Performance Architecture

SIN has a closed domain of exactly 52 valid tokens (26 letters × 2 cases). This implementation exploits that constraint through three complementary strategies.

Compile-time clause generation — A macro iterates over the 26 letters at compile time and emits 52 explicit function clauses for parse/1 (one per valid byte value). At runtime, the BEAM's pattern matching engine dispatches directly to the correct clause. There are no conditional branches, no map lookups, and no Enum traversals on the hot path — just a single function call resolved by the VM's optimized dispatch table.

Raw binary matching — Parsing operates on the raw binary <<byte>> rather than on string-level abstractions. This avoids String.length/1, String.to_atom/1, and other UTF-8-aware functions that carry overhead unnecessary for an ASCII-only specification. Each valid clause destructures the single byte directly and returns pre-computed atoms.

Dual-path API — Parsing is split into two layers to avoid using exceptions for control flow:

• Safe layer — parse/1 and fetch/2 perform all validation and return {:ok, identifier} on success or {:error, reason} on failure, without raising, without allocating exception objects, and without capturing backtraces.
• Bang layer — parse!/1 and fetch!/2 call the safe variants internally. On failure, they raise ArgumentError exactly once, at the boundary. valid?/1 calls parse/1 and returns a boolean directly, never raising.

Direct component lookup — fetch/2 bypasses string parsing entirely. Given atoms (:C, :first), it validates the components and builds the struct directly. This is the fastest path for callers that already have structured data (e.g., FEEN's parser reconstructing a style–turn field from internal attributes).

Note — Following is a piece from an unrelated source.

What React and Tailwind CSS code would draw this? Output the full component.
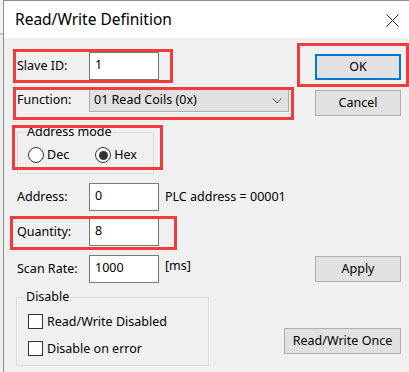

This architecture ensures that SIN never becomes a bottleneck when called from higher-level parsers like FEEN, where it may be invoked multiple times per position.

Related Specifications

• Game Protocol — Conceptual foundation
• SIN Specification — Official specification
• SIN Examples — Usage examples

License

Available as open source under the Apache License 2.0.